Kermode’s a bit pissed off, really. He just likes good movies and he really can’t understand why, given the amount of money and talent available in Hollywood, the big studios aren’t capable of making better films. He takes the view that, with a little bit more effort, a lot of films would be a lot more worth seeing. He also has little time for 3D films (don’t we all?) and points out that this latest fad has nothing to with artistic integrity and is just a desperate ploy by desperate studios to generate a bit more revenue for their naffer films and that not only is it not proper 3D anyway, it’s doomed to fail in the long-term just as it did back in the 1950s and the 1980s. He also despairs of the fact that Hollywood feels obliged to remake (and thus destroy) perfectly good foreign films just because they have – horrors! – subtitles and joins you, me and just about anybody with an iota of sense in wondering just why anyone thought remaking the sublime ‘Let the Right One In’ as the inferior ‘Let Me In’ was really necessary, much less the Daniel Craig-starring Millennium Trilogy (‘The Girl with the Dragon Tattoo’, etc) when the perfectly-good foreign language versions were made only recently and are unlikely to bettered just because James Bond is in them.

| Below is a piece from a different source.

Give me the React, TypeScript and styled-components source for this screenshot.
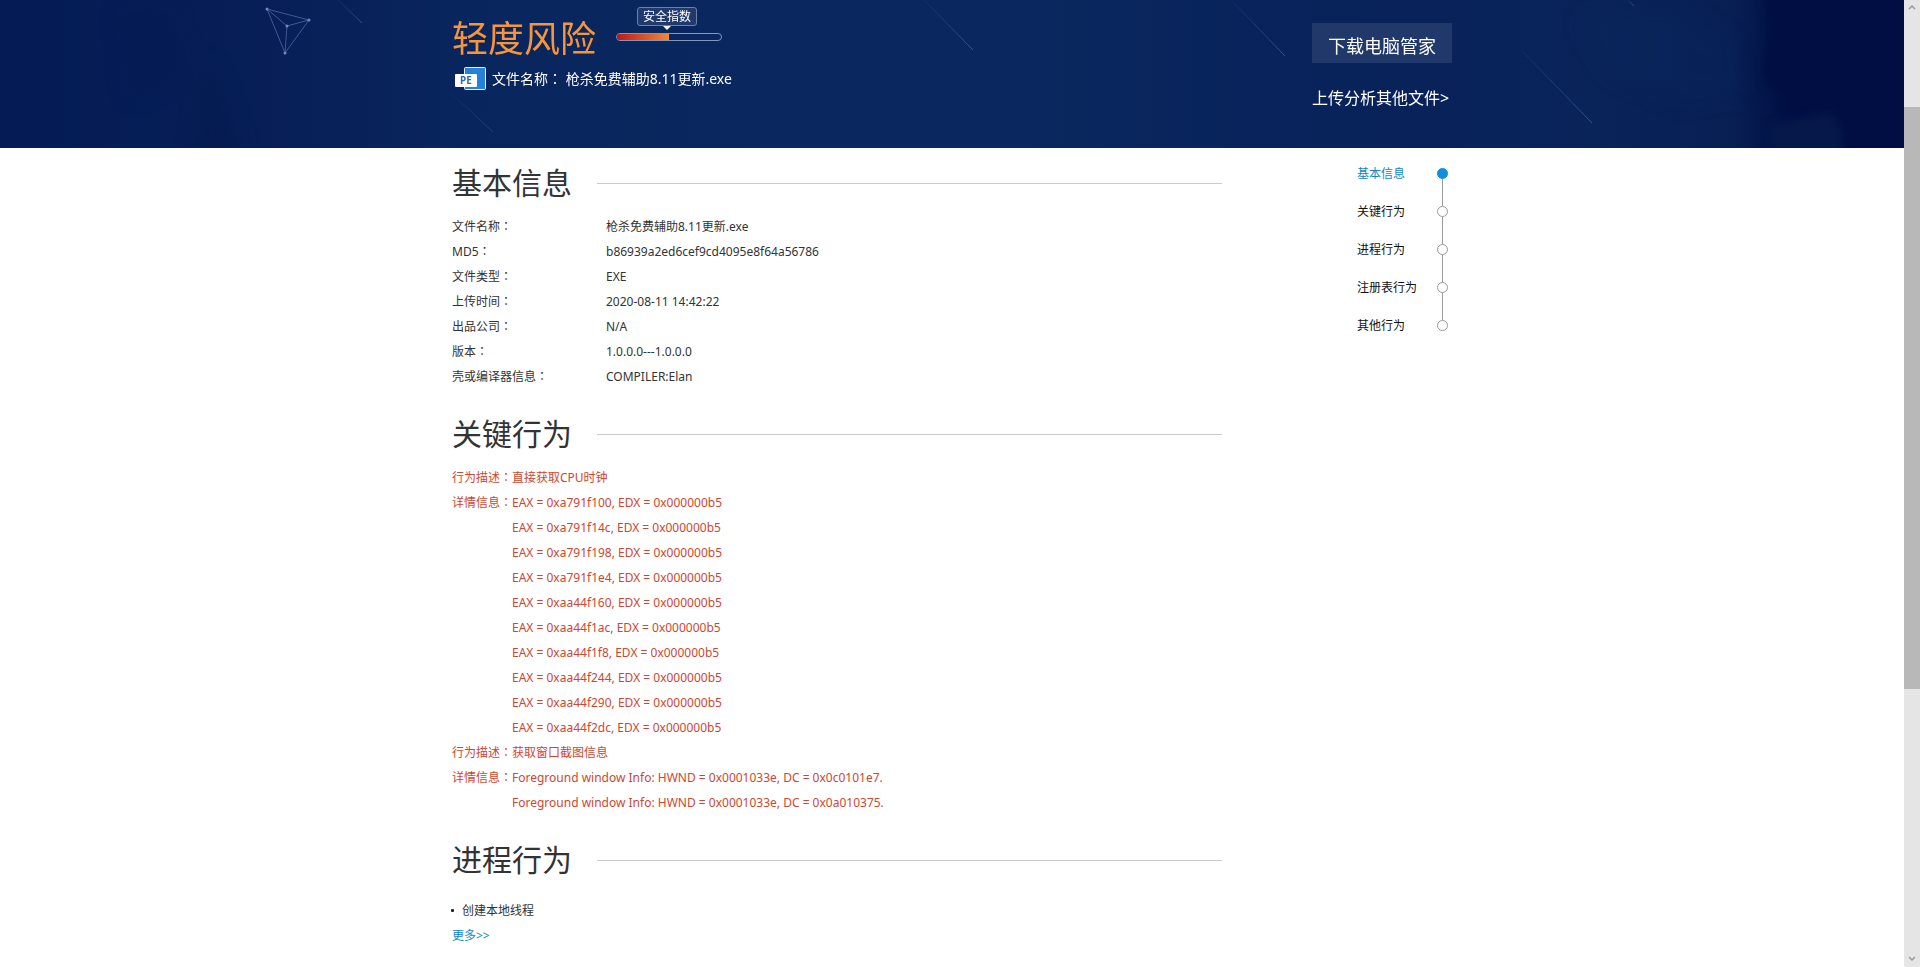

Perversely Kermode likes some seriously bad trashy films and seems to have a worrying soft spot for former ‘High School Musical’ dreamboat Zac Effron and, in one particularly amusing chapter, he recounts a recent cinema visit with his daughter to see an Effron movie only to be worked into a frenzy by the fact that the top of the picture (and thus Effron’s hair) was off the edge of the screen and that nobody working in the cinema seemed especially bothered about it.

And ‘The Good, the Bad and the Multiplex’ is an extremely amusing book. It reads like a one-way conversation, as if Kermode is ranting directly at you, scarcely pausing for breath and veering off at all sorts of tangents whilst trying to make a point and finally finding his way back to his point after dropping in some fascinating, if indiscreet, industry anecdote or other. It’s a breathless read and sometimes you can’t help wishing for an Editor who could have reigned Kermode in a bit and persuaded him to stick to the point for a while but the writer undoubtedly knows his stuff and his opinions, if hysterically-expressed from time to time, are well-argued and inevitably thought-provoking.

If you’re at all familiar with Kermode’s movie review section on Simon Mayo’s Radio 5 Live show, some of his targets here may ring a bell or two and it may seem that Kermode is trying to batter down doors he’s been hammering on for too long. But despite it all this remains a fun and engaging read and in the end Kermode just wants what all real film-lovers want… a better cinema-going experience, less soulless over-priced multiplexes and, of course, better films. Amen to all that, says I.